Rock Bottom, and Moving Forward
"The best thing about rock bottom is the rock part. You discover the solid bit of you. The bit that can't be broken down any further. The thing that you might sentimentally call a soul. At our lowest we find that the solid ground of our foundation. And we can build ourselves anew."
The ability to understand, comprehend, and
accept ones own actions that lead to their downfall takes a different set of
skills. It takes a mindset that is typically built within oneself through time,
events, and mistakes. It takes strength, accountability, self reflection, and
realization that even you can fail - even when you had the
best of intentions.
Through my mere thirty years in this world I've
learned a lot. Yet, I still have not learned enough. What I have learned? Perfection
does not, and will not ever, truly exist.
There is no answer to life, there is no answer
to success, and there is no answer to how to please others. There is
only you, and the person you see in the mirror. There is only you, and the
person you are working to become. There is only you, and the
accountability that you hold for yourself.
With every mistake you make, you must own it.
With every failure you endure, you must own
it.
With every action you make, you must own it.
With every consequence, you must own it.
With every trial and tribulation through this
crazy thing we call life, you must own it.
With every day that you live through, you must
face it all. The good, and the bad. The pretty, and the ugly. The happy, and
the sad. The successes, and the failures. The euphoria, and the pain. The
misunderstandings, and the breakthroughs.
Inevitably, these are the factors that mold you
into the person you are - and that molding is never ending. It's a continuous
process. It is an everyday test, and every day battle.
Life is a continuation of molding yourself into
a better version of the person that you were yesterday, last week, last year,
and even an hour before this current moment.
No amount of "I'm trying" will be
enough for anyone other than yourself because everyone's definition of
"I'm trying" is different.
And that's okay.
If "I'm trying" is the only thing you
can manage in your present moment, well, I think that you should love yourself
enough to know that that is enough, and you are worthy of another chance at
another day, even if that day also entails "I'm trying."
And that's okay.
Not one single person sees life through the same
set of eyes.

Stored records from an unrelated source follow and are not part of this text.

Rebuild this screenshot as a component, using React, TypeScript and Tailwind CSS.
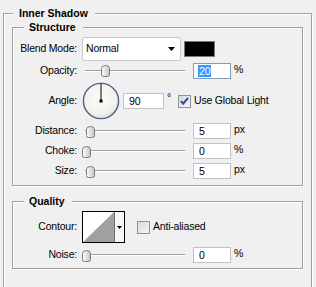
import React from 'react';

const Group: React.FC<{ title: string; className?: string; legendClass?: string; children: React.ReactNode }> = ({
  title,
  className = '',
  legendClass = '',
  children,
}) => (
  <fieldset className={`border border-[#a0a0a0] shadow-[1px_1px_0_#fff,inset_1px_1px_0_#fff] ${className}`}>
    <legend className={`h-[13px] leading-[13px] bg-[#f0f0f0] font-bold text-[10.5px] tracking-normal ${legendClass}`}>{title}</legend>
    {children}
  </fieldset>
);

const Label: React.FC<{ children: React.ReactNode }> = ({ children }) => (
  <div className="w-[64px] shrink-0 mr-[5px] text-right">{children}</div>
);

const Thumb = () => (
  <svg width="9" height="12" viewBox="0 0 9 12">
    <defs>
      <linearGradient id="thumbFill" x1="0" y1="0" x2="1" y2="0">
        <stop offset="0" stopColor="#ffffff" />
        <stop offset="1" stopColor="#c4c4c4" />
      </linearGradient>
    </defs>
    <path
      d="M0.5 3.5 Q0.5 0.5 4.5 0.5 Q8.5 0.5 8.5 3.5 V9.5 Q8.5 11.5 6.5 11.5 H2.5 Q0.5 11.5 0.5 9.5 Z"
      fill="url(#thumbFill)"
      stroke="#7c7c7c"
    />
  </svg>
);

const Slider: React.FC<{ at: number; top?: number }> = ({ at, top = 4 }) => (
  <div className="relative w-[111px] h-[20px] shrink-0">
    <div className="mt-[9px] ml-[3px] w-[100px] h-[2px] border-t border-[#a0a0a0] bg-white" />
    <div className="absolute" style={{ left: at, top }}>
      <Thumb />
    </div>
  </div>
);

const Field: React.FC<{ value: string; w?: string; focus?: boolean }> = ({ value, w = 'w-[38px]', focus }) => (
  <div
    className={`${w} h-[16px] shrink-0 bg-white border ${
      focus ? 'border-[#7f9db9]' : 'border-[#bfc3c8]'
    } flex items-center pl-[4px] leading-[12px]`}
  >
    {focus ? <span className="bg-[#3399ff] text-white px-[1px]">{value}</span> : <span className="pl-[1px]">{value}</span>}
  </div>
);

const SliderRow: React.FC<{ label: string; at: number; value: string; unit: string; focus?: boolean; top?: number }> = ({
  label,
  at,
  value,
  unit,
  focus,
  top,
}) => (
  <div className="flex items-center h-[20px]">
    <Label>{label}</Label>
    <Slider at={at} top={top} />
    <Field value={value} focus={focus} />
    <span className="ml-[3px] -mt-[2px]">{unit}</span>
  </div>
);

const CheckBox: React.FC<{ checked?: boolean }> = ({ checked }) => (
  <svg width="13" height="13" viewBox="0 0 13 13" className="shrink-0">
    <defs>
      <linearGradient id="cbFill" x1="0" y1="0" x2="1" y2="1">
        <stop offset="0" stopColor="#d4d8dc" />
        <stop offset="1" stopColor="#f8f8f8" />
      </linearGradient>
    </defs>
    <rect x="0.5" y="0.5" width="12" height="12" fill="url(#cbFill)" stroke="#8a929c" />
    {checked && <path d="M3 6 L5.2 8.6 L10 3" fill="none" stroke="#2b4fa8" strokeWidth="2" />}
  </svg>
);

const Dial = () => (
  <svg width="38" height="38" viewBox="0 0 38 38" className="shrink-0">
    <defs>
      <radialGradient id="dialFill" cx="0.45" cy="0.4" r="0.6">
        <stop offset="0" stopColor="#fbfbf9" />
        <stop offset="0.8" stopColor="#f1f1ee" />
        <stop offset="1" stopColor="#dcdcd8" />
      </radialGradient>
    </defs>
    <circle cx="19" cy="19" r="17.6" fill="url(#dialFill)" stroke="#4f628f" strokeWidth="1.4" />
    <line x1="19" y1="19" x2="19" y2="1.5" stroke="#000" strokeWidth="1" />
    <rect x="17.5" y="17.5" width="3" height="3" fill="#000" />
  </svg>
);

export default function App() {
  return (
    <div className="w-[316px] h-[287px] overflow-hidden bg-[#f0f0f0] pl-[3px] pt-[7px] text-[10.5px] tracking-[-0.2px] text-black font-['Liberation_Sans',Arial,sans-serif]">
      <Group title="Inner Shadow" className="w-[309px] h-[300px]" legendClass="ml-[9px] pl-[6px] pr-[7px]">
        <div className="px-[8px] pt-[1px]">
          <Group title="Structure" legendClass="ml-[11px] pl-[5px] pr-[7px]">
            <div className="pt-[3px] pb-[4px]">
              <div className="flex items-center h-[24px]">
                <Label>Blend Mode:</Label>
                <div className="w-[99px] h-[24px] bg-white border border-[#c9cbce] rounded-[2px] flex items-center pl-[3px] pr-[5px]">
                  <span className="flex-1">Normal</span>
                  <svg width="7" height="4" viewBox="0 0 7 4">
                    <path d="M0 0 H7 L3.5 4 Z" fill="#000" />
                  </svg>
                </div>
                <div className="ml-[3px] w-[31px] h-[16px] bg-black border border-[#7a7a7a]" />
              </div>
              <SliderRow label="Opacity:" at={19} value="20" unit="%" focus />
              <div className="flex items-center h-[40px]">
                <Label>Angle:</Label>
                <Dial />
                <div className="ml-[3px]">
                  <Field value="90" w="w-[41px]" />
                </div>
                <span className="ml-[3px] -mt-[6px]">°</span>
                <div className="ml-[7px] flex items-center">
                  <CheckBox checked />
                  <span className="ml-[3px]">Use Global Light</span>
                </div>
              </div>
              <SliderRow label="Distance:" at={4} value="5" unit="px" top={5} />
              <SliderRow label="Choke:" at={0} value="0" unit="%" top={5} />
              <SliderRow label="Size:" at={4} value="5" unit="px" top={5} />
            </div>
          </Group>
          <Group title="Quality" className="mt-[9px]" legendClass="ml-[11px] pl-[5px] pr-[7px]">
            <div className="pt-[3px] pb-[3px]">
              <div className="flex items-center h-[32px]">
                <Label>Contour:</Label>
                <div className="w-[43px] h-[32px] border border-black flex bg-white">
                  <svg width="31" height="30" viewBox="0 0 31 30">
                    <rect width="31" height="30" fill="#fff" />
                    <path d="M0 30 L31 0 V30 Z" fill="#a0a0a0" />
                  </svg>
                  <div className="w-[1px] h-full bg-[#707070]" />
                  <div className="flex-1 flex items-center justify-center bg-[#f6f6f6]">
                    <svg width="5" height="3" viewBox="0 0 5 3">
                      <path d="M0 0 H5 L2.5 3 Z" fill="#000" />
                    </svg>
                  </div>
                </div>
                <div className="ml-[12px] flex items-center">
                  <CheckBox />
                  <span className="ml-[3px]">Anti-aliased</span>
                </div>
              </div>
              <div className="mt-[2px]">
                <SliderRow label="Noise:" at={0} value="0" unit="%" top={5} />
              </div>
            </div>
          </Group>
        </div>
      </Group>
    </div>
  );
}
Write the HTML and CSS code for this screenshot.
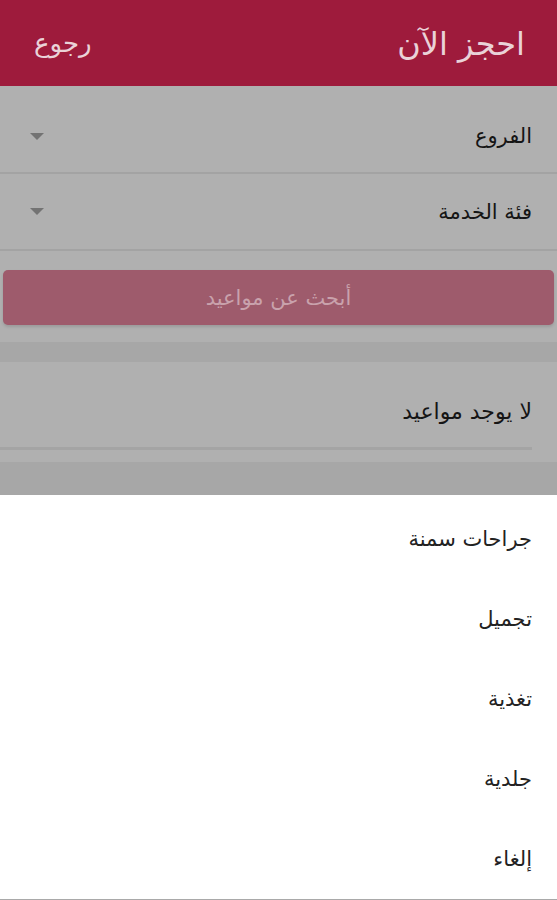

Not one single person has walked the same steps, in your same
shoes. Not one single person has endured the same set of trials and
tribulations that you have. Not one single person knows your soul better than
you.
And that's okay.
However, there is one thing that we do all have
in common, and that is the ability of self reflection.
The ability to accept failure, face it, and own
it.
The ability to keep going, and to persevere.
The ability to grow, and
the ability to heal.
In 2014, Dr. Bessel Van Der Kolk released
"The Body Keeps the Score: Brain, Mind, and Body in the Healing of
Trauma" which is a highly accredited novel using research and experiences
on how individuals are affected by traumatic stress, and its effects on the
mind and body.
You see, individuals who experience trauma, they
never experience the world the same again. The world is experienced with an
entirely different nervous system. “The survivor’s energy now becomes
focused on suppressing inner chaos, at the expense of spontaneous involvement in
their lives”. While there are several incredibly moving quotes in this book
there is one that stood out to the most, one that truly sums up healing from
trauma:
"We have learned
that trauma isn't just an event that took place in the past but also the
imprint left behind by that experience on the mind, body, and brain."
For far too long I have let the past live inside
of me, intertwining itself with my veins, letting it maneuver it's way
into my organs, letting it marinate. I have let the past take control of my
soul, my mind, my thoughts, my actions. I have let it speak negatively of
myself, I have let it drag me down, and hold me back. I have let it
make my body it's home.
It’s taken me thirty years to face this fact. To
face the fact that in order to change, to heal, to progress, I need to become
aware of my own sensations and the way that my own body interacts with the world
around me.
“Physical self-awareness
is the first step in releasing the tyranny of the past.”
Hitting rock bottom is
inevitable, trials and tribulations are inevitable.
Hell, traumatic events are inevitable. Yet, no matter what, at
the end of the day, it all comes down to me. I am in control of my mind, body,
and soul. I am in control of my thoughts, actions, and future. Not my
past, not my trauma, and not my downfalls and mistakes.
Nobody, and nothing, is
more in control of YOU, than you.
Nobody, and nothing, is
more in control of YOUR FUTURE, than you.
Nobody, and nothing, is
more WORTHY of another day, another chance, another shot, than you.